## start
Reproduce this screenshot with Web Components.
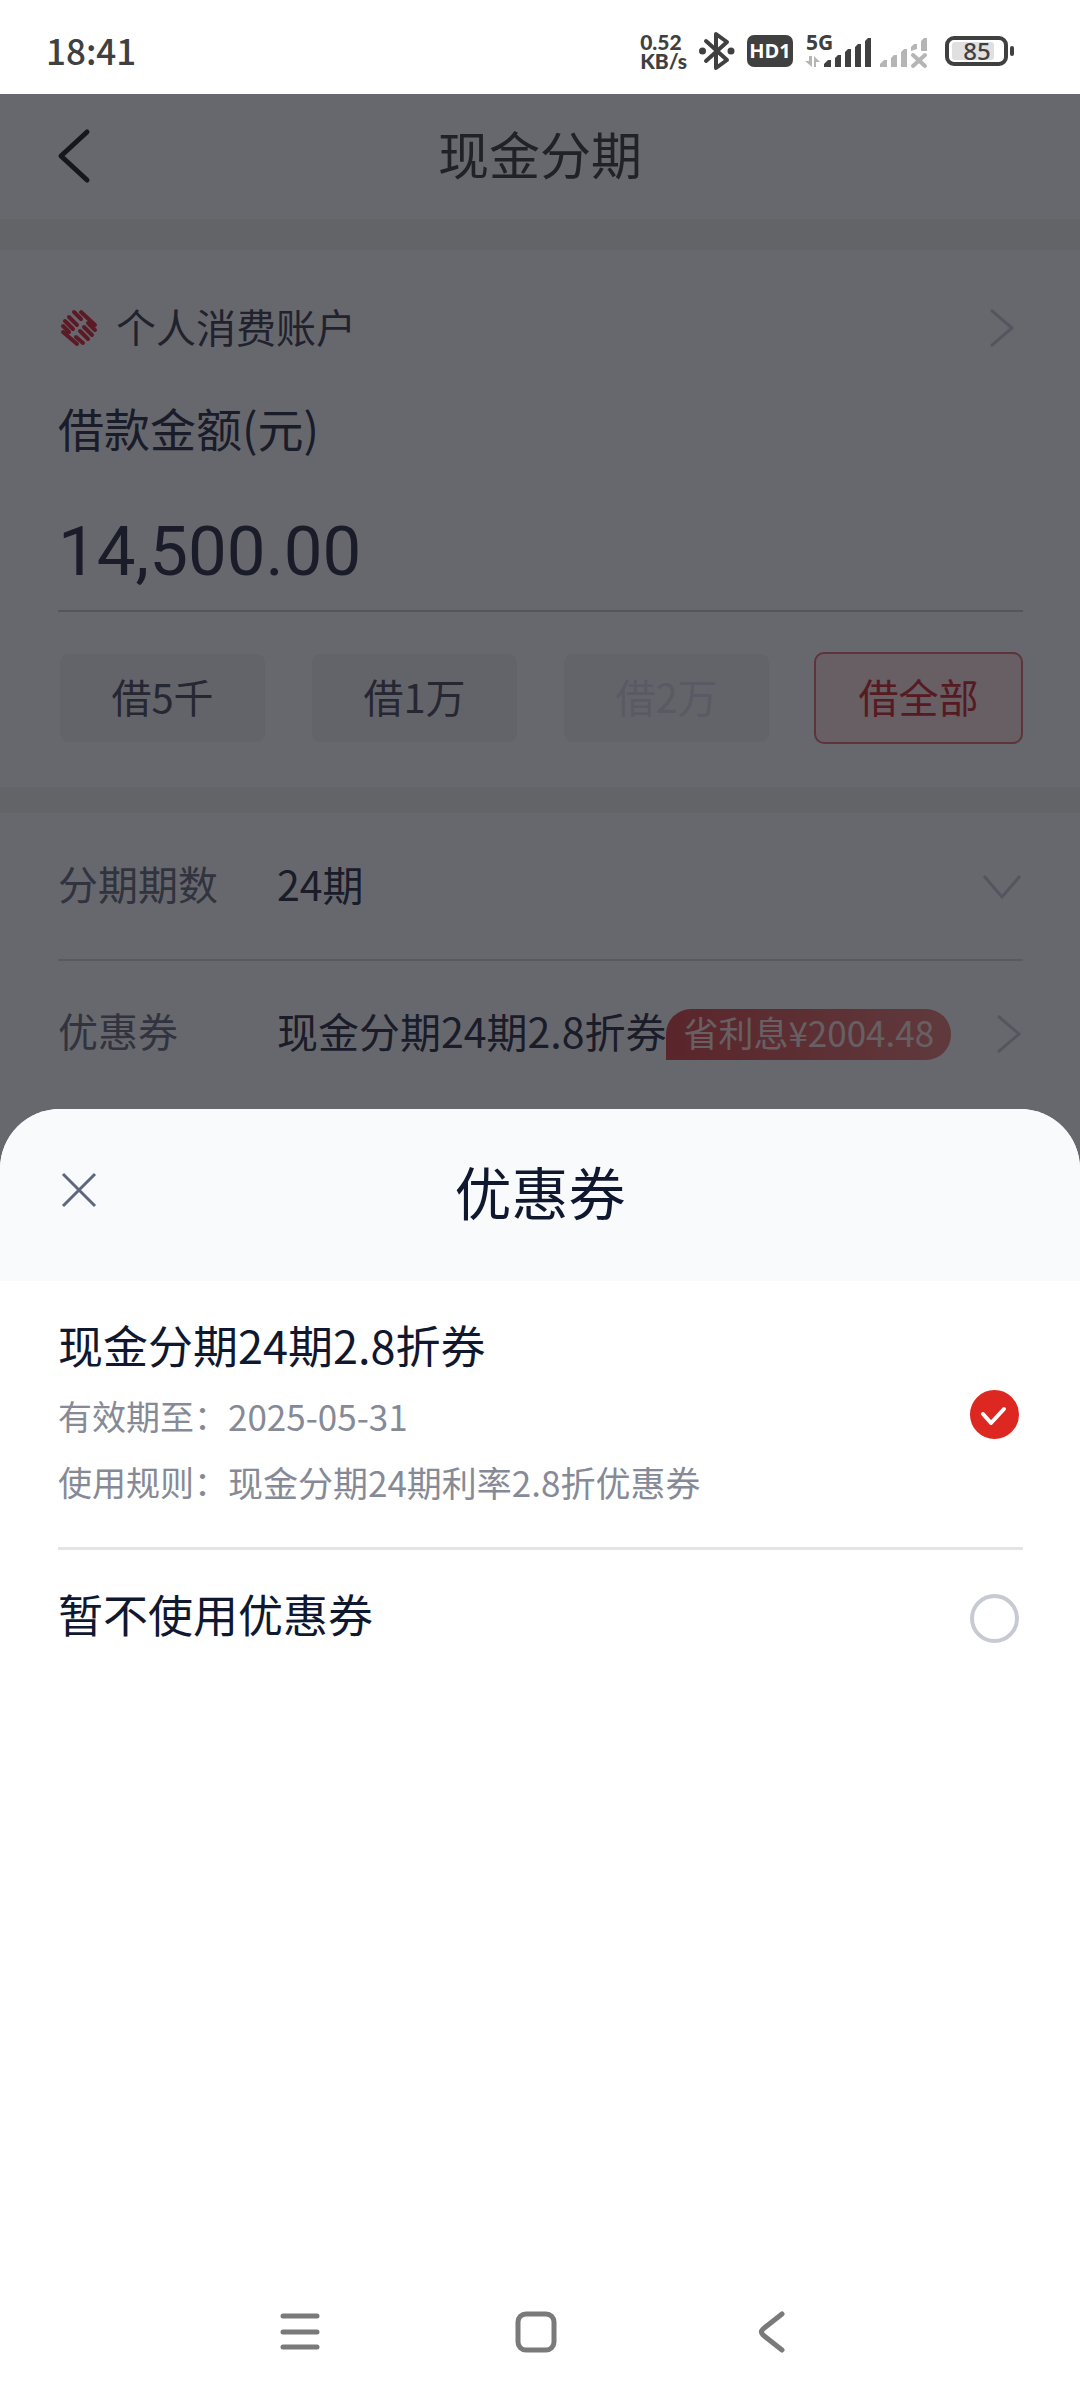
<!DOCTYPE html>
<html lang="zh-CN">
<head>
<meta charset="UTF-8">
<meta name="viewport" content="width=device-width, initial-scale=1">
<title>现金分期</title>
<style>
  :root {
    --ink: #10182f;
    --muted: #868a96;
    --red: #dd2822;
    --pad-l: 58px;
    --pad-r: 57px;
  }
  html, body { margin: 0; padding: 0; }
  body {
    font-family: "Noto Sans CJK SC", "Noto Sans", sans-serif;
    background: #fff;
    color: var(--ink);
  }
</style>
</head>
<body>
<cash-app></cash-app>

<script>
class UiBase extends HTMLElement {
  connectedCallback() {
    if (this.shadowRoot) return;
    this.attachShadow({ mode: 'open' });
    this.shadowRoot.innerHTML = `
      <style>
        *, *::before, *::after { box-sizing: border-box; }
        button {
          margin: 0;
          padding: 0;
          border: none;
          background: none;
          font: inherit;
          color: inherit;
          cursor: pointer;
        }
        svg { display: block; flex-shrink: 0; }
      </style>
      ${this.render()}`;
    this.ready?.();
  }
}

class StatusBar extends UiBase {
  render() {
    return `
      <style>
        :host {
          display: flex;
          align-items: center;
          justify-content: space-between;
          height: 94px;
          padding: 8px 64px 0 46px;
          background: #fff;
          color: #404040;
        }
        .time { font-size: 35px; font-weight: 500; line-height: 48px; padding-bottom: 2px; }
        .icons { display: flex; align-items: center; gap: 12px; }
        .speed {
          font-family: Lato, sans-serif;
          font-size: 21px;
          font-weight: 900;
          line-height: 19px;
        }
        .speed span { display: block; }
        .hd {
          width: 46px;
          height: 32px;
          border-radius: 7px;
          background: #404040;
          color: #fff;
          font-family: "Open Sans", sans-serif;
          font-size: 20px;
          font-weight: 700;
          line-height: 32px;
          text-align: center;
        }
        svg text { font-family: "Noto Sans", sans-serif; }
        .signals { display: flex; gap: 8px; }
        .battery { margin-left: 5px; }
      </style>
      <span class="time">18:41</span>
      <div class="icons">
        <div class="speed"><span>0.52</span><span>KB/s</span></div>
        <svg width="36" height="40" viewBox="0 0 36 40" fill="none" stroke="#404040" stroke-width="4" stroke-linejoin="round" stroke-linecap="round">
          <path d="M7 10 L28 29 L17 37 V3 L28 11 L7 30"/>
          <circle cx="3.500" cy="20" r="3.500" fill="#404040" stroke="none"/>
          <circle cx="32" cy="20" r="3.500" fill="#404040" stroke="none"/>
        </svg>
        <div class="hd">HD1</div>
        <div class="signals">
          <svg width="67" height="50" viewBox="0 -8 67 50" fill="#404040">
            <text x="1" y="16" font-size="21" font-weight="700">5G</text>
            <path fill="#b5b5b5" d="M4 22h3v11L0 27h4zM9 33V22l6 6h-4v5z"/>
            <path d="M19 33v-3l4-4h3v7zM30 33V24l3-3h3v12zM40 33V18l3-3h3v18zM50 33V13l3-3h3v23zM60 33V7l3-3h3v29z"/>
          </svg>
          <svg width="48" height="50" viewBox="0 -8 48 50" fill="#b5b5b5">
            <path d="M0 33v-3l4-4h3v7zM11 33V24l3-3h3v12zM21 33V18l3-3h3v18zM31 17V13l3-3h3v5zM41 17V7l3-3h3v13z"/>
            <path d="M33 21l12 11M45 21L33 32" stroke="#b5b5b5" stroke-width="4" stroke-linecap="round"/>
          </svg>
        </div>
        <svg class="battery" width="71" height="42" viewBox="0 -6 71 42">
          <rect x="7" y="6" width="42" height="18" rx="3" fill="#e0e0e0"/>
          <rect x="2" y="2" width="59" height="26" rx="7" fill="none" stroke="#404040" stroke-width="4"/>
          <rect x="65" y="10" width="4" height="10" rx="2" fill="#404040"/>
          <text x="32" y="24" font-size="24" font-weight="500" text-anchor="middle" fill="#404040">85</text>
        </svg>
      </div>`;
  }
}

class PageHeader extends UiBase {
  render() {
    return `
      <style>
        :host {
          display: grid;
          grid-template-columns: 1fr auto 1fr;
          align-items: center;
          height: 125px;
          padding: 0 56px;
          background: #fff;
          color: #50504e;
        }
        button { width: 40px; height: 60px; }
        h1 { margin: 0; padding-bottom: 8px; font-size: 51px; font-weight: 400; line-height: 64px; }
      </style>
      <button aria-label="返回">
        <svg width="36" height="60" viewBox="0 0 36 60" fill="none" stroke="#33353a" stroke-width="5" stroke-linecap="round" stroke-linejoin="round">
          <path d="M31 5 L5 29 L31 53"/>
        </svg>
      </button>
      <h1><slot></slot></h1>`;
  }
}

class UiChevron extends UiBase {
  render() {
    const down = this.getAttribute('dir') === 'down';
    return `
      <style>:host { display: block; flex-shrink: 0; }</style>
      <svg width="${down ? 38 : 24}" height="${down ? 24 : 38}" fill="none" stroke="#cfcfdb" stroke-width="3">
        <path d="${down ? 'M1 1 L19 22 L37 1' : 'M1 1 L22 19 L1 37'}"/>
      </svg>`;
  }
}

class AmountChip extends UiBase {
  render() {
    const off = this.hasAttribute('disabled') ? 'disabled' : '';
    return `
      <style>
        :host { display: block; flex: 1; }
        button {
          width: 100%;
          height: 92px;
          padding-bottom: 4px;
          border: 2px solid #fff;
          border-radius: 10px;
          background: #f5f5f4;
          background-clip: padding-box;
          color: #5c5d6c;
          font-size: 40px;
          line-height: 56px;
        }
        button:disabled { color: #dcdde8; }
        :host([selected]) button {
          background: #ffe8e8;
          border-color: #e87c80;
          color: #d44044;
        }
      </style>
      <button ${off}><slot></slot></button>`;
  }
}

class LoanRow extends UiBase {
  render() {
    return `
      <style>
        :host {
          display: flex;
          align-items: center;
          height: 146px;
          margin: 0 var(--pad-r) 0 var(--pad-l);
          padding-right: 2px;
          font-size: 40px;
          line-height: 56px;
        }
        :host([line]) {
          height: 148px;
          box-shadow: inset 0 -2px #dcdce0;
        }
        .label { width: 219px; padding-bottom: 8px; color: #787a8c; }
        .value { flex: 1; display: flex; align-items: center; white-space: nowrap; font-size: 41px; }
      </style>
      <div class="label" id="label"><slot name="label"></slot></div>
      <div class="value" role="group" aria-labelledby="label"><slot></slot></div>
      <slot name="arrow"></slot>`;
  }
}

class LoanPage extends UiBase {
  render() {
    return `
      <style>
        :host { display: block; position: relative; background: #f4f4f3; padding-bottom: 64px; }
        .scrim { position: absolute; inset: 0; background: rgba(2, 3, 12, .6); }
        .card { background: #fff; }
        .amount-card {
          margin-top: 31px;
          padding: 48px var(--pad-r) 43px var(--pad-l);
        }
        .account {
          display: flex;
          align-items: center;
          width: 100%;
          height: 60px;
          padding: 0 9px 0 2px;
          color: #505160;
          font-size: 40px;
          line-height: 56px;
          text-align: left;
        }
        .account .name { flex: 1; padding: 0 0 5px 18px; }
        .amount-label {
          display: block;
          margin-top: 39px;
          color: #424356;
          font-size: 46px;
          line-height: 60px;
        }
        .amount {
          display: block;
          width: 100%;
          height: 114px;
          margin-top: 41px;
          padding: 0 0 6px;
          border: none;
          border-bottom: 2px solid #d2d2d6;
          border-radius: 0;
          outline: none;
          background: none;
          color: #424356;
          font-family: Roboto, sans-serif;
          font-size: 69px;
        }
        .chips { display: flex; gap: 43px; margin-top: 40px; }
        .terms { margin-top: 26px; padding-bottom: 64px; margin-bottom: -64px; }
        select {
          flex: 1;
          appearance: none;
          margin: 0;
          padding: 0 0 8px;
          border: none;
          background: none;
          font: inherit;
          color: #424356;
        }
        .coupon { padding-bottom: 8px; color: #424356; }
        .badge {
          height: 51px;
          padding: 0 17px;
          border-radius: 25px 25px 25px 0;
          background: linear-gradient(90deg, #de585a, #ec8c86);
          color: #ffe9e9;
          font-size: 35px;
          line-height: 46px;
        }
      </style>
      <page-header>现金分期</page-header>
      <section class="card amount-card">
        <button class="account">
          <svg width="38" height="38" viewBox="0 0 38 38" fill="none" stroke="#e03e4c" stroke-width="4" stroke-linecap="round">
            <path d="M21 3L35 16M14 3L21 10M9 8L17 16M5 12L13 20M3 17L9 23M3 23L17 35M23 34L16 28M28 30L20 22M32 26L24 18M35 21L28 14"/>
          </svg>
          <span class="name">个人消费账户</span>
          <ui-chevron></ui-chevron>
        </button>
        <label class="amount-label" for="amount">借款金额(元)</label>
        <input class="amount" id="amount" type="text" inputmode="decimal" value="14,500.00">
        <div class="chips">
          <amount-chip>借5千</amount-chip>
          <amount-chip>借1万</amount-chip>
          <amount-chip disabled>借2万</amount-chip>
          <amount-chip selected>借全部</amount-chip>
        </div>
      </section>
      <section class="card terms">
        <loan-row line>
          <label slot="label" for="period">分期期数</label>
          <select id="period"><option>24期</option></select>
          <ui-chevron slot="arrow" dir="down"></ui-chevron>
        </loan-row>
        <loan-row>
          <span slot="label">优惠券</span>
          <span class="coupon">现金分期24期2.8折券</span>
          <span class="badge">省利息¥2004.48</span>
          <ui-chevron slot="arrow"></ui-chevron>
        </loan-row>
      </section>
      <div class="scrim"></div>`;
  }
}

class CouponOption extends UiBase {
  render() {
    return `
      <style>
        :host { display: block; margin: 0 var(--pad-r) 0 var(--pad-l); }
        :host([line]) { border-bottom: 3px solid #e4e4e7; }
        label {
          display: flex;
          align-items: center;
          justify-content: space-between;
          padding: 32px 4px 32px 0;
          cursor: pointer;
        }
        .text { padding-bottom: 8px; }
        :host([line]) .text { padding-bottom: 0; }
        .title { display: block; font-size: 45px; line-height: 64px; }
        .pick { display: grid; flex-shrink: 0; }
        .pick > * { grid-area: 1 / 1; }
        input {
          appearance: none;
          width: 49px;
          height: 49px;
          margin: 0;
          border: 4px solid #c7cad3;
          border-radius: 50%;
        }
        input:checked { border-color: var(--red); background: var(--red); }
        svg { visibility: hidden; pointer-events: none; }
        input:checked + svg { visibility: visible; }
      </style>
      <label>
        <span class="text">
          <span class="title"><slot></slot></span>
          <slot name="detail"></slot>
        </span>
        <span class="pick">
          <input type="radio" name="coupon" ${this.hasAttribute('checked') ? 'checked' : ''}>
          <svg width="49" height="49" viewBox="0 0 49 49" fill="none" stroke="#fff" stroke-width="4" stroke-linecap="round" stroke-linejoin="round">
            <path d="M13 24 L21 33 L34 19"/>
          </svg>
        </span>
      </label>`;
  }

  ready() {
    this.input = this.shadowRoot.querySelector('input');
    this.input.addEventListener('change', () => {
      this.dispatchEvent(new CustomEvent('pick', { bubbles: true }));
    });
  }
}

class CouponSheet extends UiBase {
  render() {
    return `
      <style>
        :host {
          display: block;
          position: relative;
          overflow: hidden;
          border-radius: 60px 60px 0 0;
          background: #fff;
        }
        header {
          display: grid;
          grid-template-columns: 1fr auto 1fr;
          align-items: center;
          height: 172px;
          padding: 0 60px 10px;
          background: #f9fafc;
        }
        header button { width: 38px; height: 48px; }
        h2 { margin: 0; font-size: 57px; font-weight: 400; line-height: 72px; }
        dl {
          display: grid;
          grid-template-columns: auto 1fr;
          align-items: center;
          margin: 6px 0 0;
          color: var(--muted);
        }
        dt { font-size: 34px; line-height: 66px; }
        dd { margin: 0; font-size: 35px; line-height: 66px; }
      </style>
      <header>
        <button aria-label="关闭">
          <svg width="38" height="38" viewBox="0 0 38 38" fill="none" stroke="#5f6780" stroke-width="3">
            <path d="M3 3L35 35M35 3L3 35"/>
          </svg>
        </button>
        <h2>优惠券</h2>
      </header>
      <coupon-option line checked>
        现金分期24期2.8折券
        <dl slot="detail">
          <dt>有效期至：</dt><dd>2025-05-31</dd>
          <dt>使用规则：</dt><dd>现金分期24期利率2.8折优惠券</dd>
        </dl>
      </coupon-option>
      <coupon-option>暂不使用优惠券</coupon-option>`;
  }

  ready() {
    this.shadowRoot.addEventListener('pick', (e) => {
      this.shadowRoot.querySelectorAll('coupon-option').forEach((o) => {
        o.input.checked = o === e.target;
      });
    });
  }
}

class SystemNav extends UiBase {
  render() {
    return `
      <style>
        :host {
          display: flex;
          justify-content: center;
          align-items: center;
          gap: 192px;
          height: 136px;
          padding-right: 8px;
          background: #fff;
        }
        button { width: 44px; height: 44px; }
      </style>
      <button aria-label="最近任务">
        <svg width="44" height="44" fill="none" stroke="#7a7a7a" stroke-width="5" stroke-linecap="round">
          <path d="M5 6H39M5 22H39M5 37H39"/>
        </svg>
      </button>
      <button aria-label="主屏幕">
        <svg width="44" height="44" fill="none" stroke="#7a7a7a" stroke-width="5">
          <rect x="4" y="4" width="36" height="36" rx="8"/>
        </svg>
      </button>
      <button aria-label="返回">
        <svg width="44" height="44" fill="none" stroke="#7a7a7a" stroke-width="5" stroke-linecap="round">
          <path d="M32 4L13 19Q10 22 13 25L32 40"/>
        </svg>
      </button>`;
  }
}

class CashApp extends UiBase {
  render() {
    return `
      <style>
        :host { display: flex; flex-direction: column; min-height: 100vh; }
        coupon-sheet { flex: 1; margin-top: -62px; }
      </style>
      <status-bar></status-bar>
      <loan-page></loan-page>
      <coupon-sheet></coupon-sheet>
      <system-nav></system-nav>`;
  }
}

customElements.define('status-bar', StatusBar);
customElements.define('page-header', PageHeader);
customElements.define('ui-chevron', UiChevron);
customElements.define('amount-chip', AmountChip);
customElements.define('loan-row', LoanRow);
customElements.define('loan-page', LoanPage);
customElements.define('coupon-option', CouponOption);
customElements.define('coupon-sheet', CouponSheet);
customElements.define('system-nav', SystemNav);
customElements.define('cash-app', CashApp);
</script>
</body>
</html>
## end
Goal of the exercise | Only the lines from the start of the material through the line containing "<cash-app></cash-app>" should be transcribed. Pictures stay out.

Output of the exercise |
Reproduce this screenshot with Web Components.
<!DOCTYPE html>
<html lang="zh-CN">
<head>
<meta charset="UTF-8">
<meta name="viewport" content="width=device-width, initial-scale=1">
<title>现金分期</title>
<style>
  :root {
    --ink: #10182f;
    --muted: #868a96;
    --red: #dd2822;
    --pad-l: 58px;
    --pad-r: 57px;
  }
  html, body { margin: 0; padding: 0; }
  body {
    font-family: "Noto Sans CJK SC", "Noto Sans", sans-serif;
    background: #fff;
    color: var(--ink);
  }
</style>
</head>
<body>
<cash-app></cash-app>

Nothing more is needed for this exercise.